The process has anchored us in the present ad there isn't much time to look back or ahead. There's always some urgent or/and important matter to attend to. Planning and preparing the trip took several months, while the calendar added on pressure as the school year neared its end. We started to write on our blog, we wanted to tell all the things we were discovering and doing. But writing takes time. We had to divide up our tasks, read books, gather information on the schools; decide an itenerary, send messages to the places and people we wanted to visit and await their replies; search for the best ways to travel; administer our budget; buy plane, train and ferry tickets; equip our bikes, get the trailers and Jara's seat; decide how, where, when and with whom we would stay overnight; learn filming and interviewing techniques; get portable photographic equipment, try it out; get passports; arrange an insurance for ourselves, the bikes and the cameras; we needed to start building a network, nourish our social media profiles, tell our story, design our web site. The list was (and is) endless.

During our journey we have continued to be immersed in the process. We have usually stayed for only a short time at every place and for every place we have needed to find somewhere to stay, choose adequate means of transport and find our way there; we've had to pedal to our different destinations; have had to get on and off trains or planes, and every time we would need to empty our trailers of lugagge, detach bike accesories, fold bikes and put them inside (as you can see here). And the other way round. We've had to surmount obstacles such as lifts with narrow doors, train stations without lifts, or muddy streams; answer messages or comply with media requests; film, decide how to approach interviews and takes; charge batteries, make back-up copies of footage and audio; take pictures, upload updates on our social media profiles; do shopping, cook, or enjoy time with our hosts; do laundry, wash nappies, calm a crying baby.

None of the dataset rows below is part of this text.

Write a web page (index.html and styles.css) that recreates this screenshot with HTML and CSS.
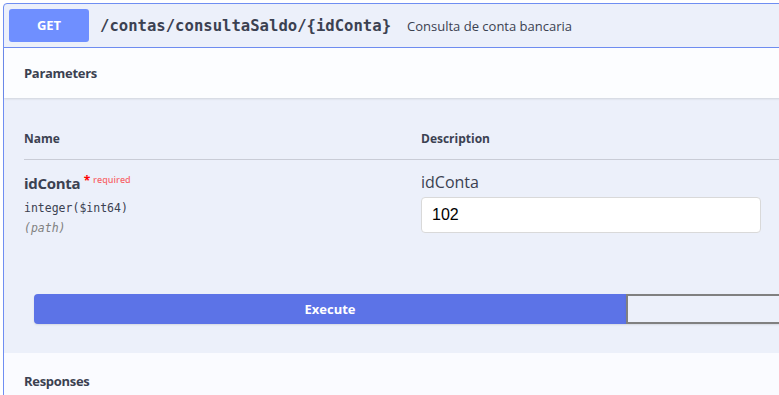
FILE: index.html
```html
<!DOCTYPE html>
<html lang="pt">

<head>
    <meta charset="UTF-8">
    <title>consultaSaldo</title>
    <link rel="stylesheet" href="styles.css">
</head>

<body>
    <div class="wrapper">
        <div class="opblock">
            <!-- Summary bar -->
            <div class="summary">
                <span class="method">GET</span>
                <span class="path">/contas/consultaSaldo/{idConta}</span>
                <span class="summary-desc">Consulta de conta bancaria</span>
            </div>

            <!-- Parameters -->
            <div class="section-header">
                <h4>Parameters</h4>
            </div>

            <div class="parameters">
                <div class="param-row head">
                    <div class="col-name">Name</div>
                    <div class="col-desc">Description</div>
                </div>
                <div class="param-row body">
                    <div class="col-name">
                        <div class="param-name">idConta <span class="star">*</span><span class="required">required</span></div>
                        <div class="param-type">integer($int64)</div>
                        <div class="param-in">(path)</div>
                    </div>
                    <div class="col-desc">
                        <div class="param-label">idConta</div>
                        <input type="text" class="param-input" value="102">
                    </div>
                </div>
            </div>

            <div class="execute-wrapper">
                <button class="btn execute">Execute</button>
                <button class="btn clear"></button>
            </div>

            <!-- Responses -->
            <div class="section-header responses">
                <h4>Responses</h4>
            </div>
        </div>
    </div>
</body>

</html>
```

FILE: styles.css
```css
/* Basic reset */

* {
    margin: 0;
    padding: 0;
    box-sizing: border-box;
}

body {
    font-family: "Open Sans", sans-serif;
    background-color: #fff;
    color: #3b4151;
    overflow: hidden;
}

.wrapper {
    padding: 3px 0 0 3px;
}

.opblock {
    width: 1250px;
    background-color: #ecf0fa;
    border: 1px solid #6f8ef2;
    border-radius: 4px;
}

.summary {
    display: flex;
    align-items: center;
    height: 44px;
    padding: 0 5px;
    border-bottom: 1px solid #6f8ef2;
}

.method {
    width: 80px;
    height: 33px;
    line-height: 33px;
    text-align: center;
    background-color: #6f8fff;
    color: #fff;
    font-size: 13px;
    font-weight: bold;
    border-radius: 3px;
}

.path {
    margin-left: 11px;
    font-family: "DejaVu Sans Mono", monospace;
    font-size: 15.6px;
    font-weight: 600;
    color: #3b4151;
}

.summary-desc {
    margin-left: 16px;
    font-size: 13px;
    color: #3b4151;
}

.section-header {
    display: flex;
    align-items: center;
    height: 50px;
    padding: 0 20px;
    background-color: #fcfdff;
    box-shadow: 0 1px 2px rgba(0, 0, 0, 0.12);
}

.section-header h4 {
    font-size: 13px;
    font-weight: bold;
    letter-spacing: -0.3px;
}

.parameters {
    padding: 26px 20px 0;
}

.param-row {
    display: grid;
    grid-template-columns: 397px 1fr;
}

.param-row.head {
    font-size: 12px;
    font-weight: bold;
    height: 36px;
    padding-bottom: 6px;
    align-items: center;
    border-bottom: 1px solid #c9ccd6;
}

.param-row.body {
    padding-top: 13px;
}

.param-name {
    font-size: 15px;
    font-weight: bold;
    letter-spacing: -0.3px;
}

.star {
    color: #f00;
    font-size: 12px;
    position: relative;
    top: -4px;
}

.required {
    color: rgba(255, 0, 0, 0.6);
    font-size: 9px;
    font-weight: 600;
    position: relative;
    top: -6px;
    margin-left: 3px;
    letter-spacing: 0;
}

.param-type {
    margin-top: 8px;
    font-family: "DejaVu Sans Mono", monospace;
    font-size: 11.5px;
    color: #3b4151;
}

.param-in {
    margin-top: 6px;
    font-family: "DejaVu Sans Mono", monospace;
    font-size: 11.5px;
    font-style: italic;
    color: #808080;
}

.param-label {
    font-size: 16px;
    line-height: 20px;
    margin-top: -1px;
}

.param-input {
    display: block;
    margin-top: 5px;
    width: 340px;
    height: 36px;
    padding: 0 10px;
    font-family: "Liberation Sans", Arial, sans-serif;
    font-size: 16px;
    color: #000;
    background: #fff;
    border: 1px solid #d9d9d9;
    border-radius: 4px;
}

.execute-wrapper {
    display: flex;
    padding: 59px 30px 29px;
}

.btn {
    width: 592px;
    height: 30px;
    font-family: "Open Sans", sans-serif;
    font-size: 13px;
    font-weight: bold;
    box-shadow: 0 1px 2px rgba(0, 0, 0, 0.1);
}

.execute {
    background-color: #5c73e7;
    color: #fff;
    border: none;
    border-radius: 4px 0 0 4px;
}

.clear {
    background-color: transparent;
    border: 2px solid #808080;
    border-radius: 0 4px 4px 0;
}

.section-header.responses {
    align-items: flex-start;
    padding-top: 19px;
    height: 60px;
    background-color: #fafbff;
    box-shadow: none;
}
```
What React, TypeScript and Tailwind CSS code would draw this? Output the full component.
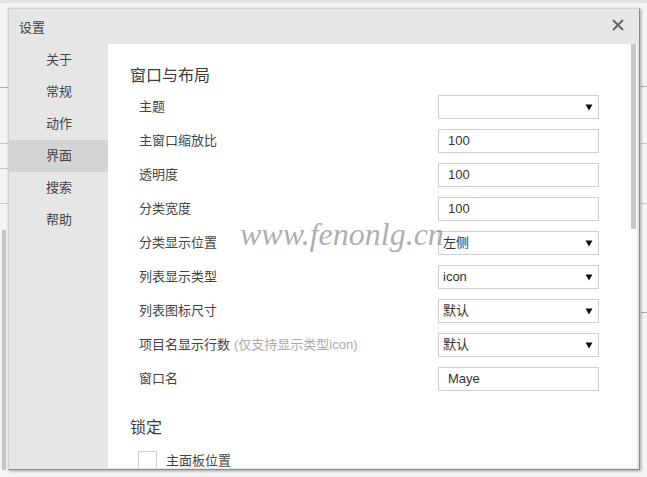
import React from 'react';

type Row = { label: string; hint?: string; type: 'select' | 'input'; value: string };

const rows: Row[] = [
  { label: '主题', type: 'select', value: '' },
  { label: '主窗口缩放比', type: 'input', value: '100' },
  { label: '透明度', type: 'input', value: '100' },
  { label: '分类宽度', type: 'input', value: '100' },
  { label: '分类显示位置', type: 'select', value: '左侧' },
  { label: '列表显示类型', type: 'select', value: 'icon' },
  { label: '列表图标尺寸', type: 'select', value: '默认' },
  { label: '项目名显示行数', hint: '(仅支持显示类型icon)', type: 'select', value: '默认' },
  { label: '窗口名', type: 'input', value: 'Maye' },
];

const nav = ['关于', '常规', '动作', '界面', '搜索', '帮助'];

function Arrow() {
  return (
    <svg width="8" height="7" viewBox="0 0 8 7" className="mr-[5px] shrink-0">
      <polygon points="0.5,0.5 7.5,0.5 4,6.5" fill="#111" />
    </svg>
  );
}

export default function App() {
  return (
    <div className="relative w-[647px] h-[477px] overflow-hidden bg-[#f4f4f4] pt-[8px] pl-[8px] font-['Liberation_Sans','Noto_Sans_CJK_SC',sans-serif] text-[#333]">
      {/* background app hints */}
      <div className="absolute left-0 top-0 w-[647px] h-[3px] bg-[#e2e2e2]" />
      <div className="absolute left-[2px] top-[230px] w-[4px] h-[240px] bg-[#c4c4c4]" />
      <div className="absolute left-0 top-[87px] w-[8px] h-px bg-[#b0b0b0]" />
      <div className="absolute left-0 top-[143px] w-[8px] h-px bg-[#c8c8c8]" />
      <div className="absolute left-0 top-[168px] w-[8px] h-px bg-[#c8c8c8]" />
      <div className="absolute left-0 top-[203px] w-[8px] h-px bg-[#c8c8c8]" />
      <div className="absolute left-[641px] top-[86px] w-[6px] h-px bg-[#aaaaaa]" />
      <div className="absolute left-[641px] top-[143px] w-[6px] h-px bg-[#cccccc]" />
      <div className="absolute left-[641px] top-[203px] w-[6px] h-px bg-[#cccccc]" />
      <div className="absolute left-[641px] top-[312px] w-[6px] h-px bg-[#aaaaaa]" />

      <div className="relative w-[632px] h-[462px] bg-[#e6e6e6] border border-t-[#d0d0d0] border-l-[#d0d0d0] border-r-[#8a8a8a] border-b-[#8a8a8a] shadow-[1px_1px_3px_rgba(0,0,0,0.35)] flex flex-col">
        <div className="h-[35px] shrink-0 flex items-center justify-between pl-[10px] pr-[15px]">
          <span className="text-[13px] leading-[18px] text-[#444] mt-[2px]">设置</span>
          <svg width="12" height="12" viewBox="0 0 12 12" className="mt-[-3px]">
            <path d="M1 1 L11 11 M11 1 L1 11" stroke="#666" strokeWidth="2" />
          </svg>
        </div>
        <div className="flex h-[424px]">
          <div className="w-[99px] shrink-0 flex flex-col">
            {nav.map((n) => (
              <div
                key={n}
                className={`h-[32px] flex items-center pl-[37px] text-[13px] leading-[18px] text-[#444] ${n === '界面' ? 'bg-[#d4d4d4]' : ''}`}
              >
                {n}
              </div>
            ))}
          </div>
          <div className="relative w-[529px] h-[424px] bg-white overflow-hidden pt-[22px] pl-[22px]">
            <div className="absolute right-[1px] top-0 w-[5px] h-[185px] bg-[#c8c8c8]" />
            <div className="text-[16px] leading-[20px] text-[#3c3c3c]">窗口与布局</div>
            <div className="mt-[4px] flex flex-col">
              {rows.map((r) => (
                <div key={r.label} className="h-[34px] flex items-center pl-[9px] pr-[38px]">
                  <div className="flex-1 text-[13px] leading-[18px] text-[#444]">
                    {r.label}
                    {r.hint && <span className="ml-[4px] text-[#aaa]">{r.hint}</span>}
                  </div>
                  <div
                    className={`w-[161px] h-[24px] border border-[#cfcfcf] flex items-center justify-between text-[13px] leading-[18px] text-[#333] ${r.type === 'select' ? 'pl-[4px]' : 'pl-[9px]'}`}
                  >
                    <span>{r.value}</span>
                    {r.type === 'select' && <Arrow />}
                  </div>
                </div>
              ))}
            </div>
            <div className="mt-[22px] text-[16px] leading-[20px] text-[#3c3c3c]">锁定</div>
            <div className="mt-[13px] flex items-center pl-[8px]">
              <div className="w-[19px] h-[19px] border border-[#cfcfcf]" />
              <span className="ml-[9px] text-[13px] leading-[18px] text-[#444]">主面板位置</span>
            </div>
          </div>
        </div>
      </div>

      <div className="absolute left-[240px] top-[214px] text-[32px] leading-[40px] italic text-[rgba(120,120,120,0.6)] font-['Liberation_Serif',serif] pointer-events-none">
        www.fenonlg.cn
      </div>
    </div>
  );
}
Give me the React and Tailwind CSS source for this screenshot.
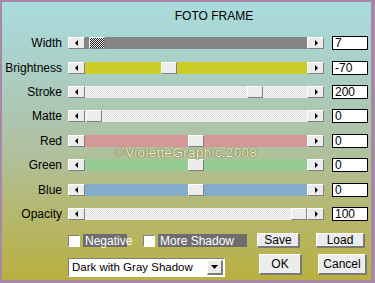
import React from "react";

const LeftBtn = () => (
  <div className="w-[17px] h-[12px] bg-[#ececec] border-t border-l border-t-white border-l-white border-b border-r border-b-[#808080] border-r-[#808080] flex items-center justify-center shrink-0">
    <svg width="4" height="6" viewBox="0 0 4 6"><path d="M3 0 L0 3 L3 6 Z" fill="#000" /></svg>
  </div>
);
const RightBtn = () => (
  <div className="w-[17px] h-[12px] bg-[#ececec] border-t border-l border-t-white border-l-white border-b border-r border-b-[#808080] border-r-[#808080] flex items-center justify-center shrink-0">
    <svg width="4" height="6" viewBox="0 0 4 6"><path d="M1 0 L4 3 L1 6 Z" fill="#000" /></svg>
  </div>
);

const Thumb = ({ left, checker }) => (
  <div
    className={
      "absolute top-0 w-[16px] h-[12px] border-t border-l border-t-white border-l-white border-b border-r border-b-[#808080] border-r-[#808080] " +
      (checker
        ? "bg-[repeating-conic-gradient(#222_0_25%,#eee_0_50%)] bg-[length:2px_2px]"
        : "bg-[#ececec]")
    }
    style={{ left }}
  />
);

const rows = [
  { label: "Width", track: "bg-[#858585]", thumb: 4, checker: true, value: "7" },
  { label: "Brightness", track: "bg-[#cccc28]", thumb: 76, value: "-70" },
  { label: "Stroke", track: "light", thumb: 162, value: "200" },
  { label: "Matte", track: "light", thumb: 1, value: "0" },
  { label: "Red", track: "bg-[#d49898]", thumb: 103, value: "0" },
  { label: "Green", track: "bg-[#94cc94]", thumb: 103, value: "0" },
  { label: "Blue", track: "bg-[#84aacc]", thumb: 103, value: "0" },
  { label: "Opacity", track: "light", thumb: 206, value: "100" },
];

const Row = ({ r }) => (
  <div className="flex items-center h-[24.4px]">
    <div className="w-[61px] text-right text-[12px] text-black pr-[1px] leading-none">{r.label}</div>
    <div className="ml-[5px] flex items-center">
      <LeftBtn />
      <div
        className={
          "relative w-[222px] h-[12px] " +
          (r.track === "light"
            ? "bg-[repeating-conic-gradient(#dcdcdc_0_25%,#fafafa_0_50%)] bg-[length:2px_2px]"
            : r.track)
        }
      >
        <Thumb left={r.thumb} checker={r.checker} />
      </div>
      <RightBtn />
    </div>
    <div className="ml-[8px] w-[36px] h-[14px] bg-white border border-black flex items-center pl-[2px] text-[12px] leading-none">
      {r.value}
    </div>
  </div>
);

const WinBtn = ({ children, className = "" }) => (
  <div
    className={
      "bg-[#ececec] border-t border-l border-t-white border-l-white border-b-2 border-r-2 border-b-[#7a7a7a] border-r-[#7a7a7a] flex items-center justify-center text-[12px] leading-none text-black " +
      className
    }
  >
    {children}
  </div>
);

const Check = ({ label, w }) => (
  <div className="flex items-center">
    <div className="w-[12px] h-[12px] bg-white border-t border-l border-t-[#808080] border-l-[#808080] border-b border-r border-b-white border-r-white" />
    <div className={"ml-[3px] h-[13px] bg-[#6e6e6e] text-white text-[12px] leading-none flex items-center pl-[2px] " + w}>
      {label}
    </div>
  </div>
);

export default function App() {
  return (
    <div
      className="w-[375px] h-[283px] border-l-2 border-t-2 border-r-4 border-b-[3px] border-[#a888a8] bg-[linear-gradient(180deg,#a8dcdc_0%,#aad4d0_15%,#acc8b4_38%,#b0c09c_55%,#b4b870_75%,#bab040_100%)] relative overflow-hidden"
      style={{ fontFamily: '"Liberation Sans", Arial, sans-serif' }}
    >
      <div className="pt-[8px] pl-[64px] w-[360px] text-center text-[12px] font-normal leading-none h-[29px]">FOTO FRAME</div>
      <div className="flex flex-col">
        {rows.map((r) => (
          <Row key={r.label} r={r} />
        ))}
      </div>
      <div className="flex items-center pl-[66px] mt-[7px]">
        <Check label="Negative" w="w-[44px]" />
        <div className="ml-[16px]">
          <Check label="More Shadow" w="w-[89px]" />
        </div>
        <WinBtn className="ml-[10px] w-[43px] h-[15px]">Save</WinBtn>
        <WinBtn className="ml-[16px] w-[49px] h-[15px]">Load</WinBtn>
      </div>
      <div className="flex items-start pl-[66px] mt-[6px]">
        <div className="mt-[4px] w-[157px] h-[19px] bg-white border-t border-l border-t-[#808080] border-l-[#808080] border-b border-r border-b-white border-r-white flex items-center justify-between pl-[3px] pr-[1px]">
          <span className="text-[11.5px] leading-none">Dark with Gray Shadow</span>
          <WinBtn className="w-[16px] h-[15px]">
            <svg width="7" height="4" viewBox="0 0 7 4"><path d="M0 0 L7 0 L3.5 4 Z" fill="#000" /></svg>
          </WinBtn>
        </div>
        <WinBtn className="ml-[34px] w-[43px] h-[21px]">OK</WinBtn>
        <WinBtn className="ml-[16px] w-[49px] h-[21px]">Cancel</WinBtn>
      </div>
      <div
        className="absolute left-[113px] top-[144px] text-[13.5px] leading-none text-[#f4f0c8] tracking-[0.3px]"
        style={{ textShadow: "0 0 1px #5a5a30, 0 0 1px #5a5a30" }}
      >
        ©VioletteGraphic.2008
      </div>
    </div>
  );
}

In a wonderful article on Winnie the Pooh, Liam Heneghan reflects on how memory and childhood are affected by our physical environment –especially being in the outdoors, in direct contact with nature, as happens to Winnie the Pooh in the Hundred Acre Wood. He also speaks aboout migrations, in time and space, as well as of the uprooting caused by them: in space and in time.

Sometimes, while we were cycling, Jara would ask us to go home, and we were always in doubt as to what place that could be. Where she slept with her parents every night, even when it was a different one each time? Or could she mean her own house, that where she was born, the one we have just returned to? How will her life be affected by the nomadism she has experienced these months? What will her space have been, when it has been a different one each time? I do not know. There is no doubt all this will leave an imprint on her, something hard to recall, but that will manifest itself in heavens knows what way. Perhaps in the future she will feel like us, not knowing exactly how we got here because we inhabit a dizzying process that has snatched us away from our origins and turned them into a flog-blurred forest behind us. A forest that, sooner or later, we must return to, even if just for a second, in order to understand where we come from and explain where we are.

Understanding whether this dislocation from our own childhood has been a process (I do not know whether natural or not) that has led us to adulthood is vital in learning to relate to our own children and to ourselves. We need to revisit our childhood, but to do it through (instead of with) our children could become the best way of robbing them of their own. We need to fleetingly return to our home, not to inhabit it, but to understand it. To go back to our roots, yes, but without taking our children with us. Rather the contrary: it's them who are now building their own home, inhabiting their own forest.

I think it is fascinating to be able to walk again through that wilderness alongside these expert little guides who help us find our way and discover its secrets. Forests different from our own, but forests at any rate that, with a little attention on our part, will evoke those in which we literally grew up. To follow an erratic path, to explore, to do it (in Heneghan's own words which I absolutely endorse) better in silence: walking and listening; listening and walking. And so, attempting to remain silent, I am returning to my own childhood, walking hand in hand with my daughter. Maybe that's also the way we will both, Diana and I, be able to find out how the hell we got this idea of embarking on such an adventure.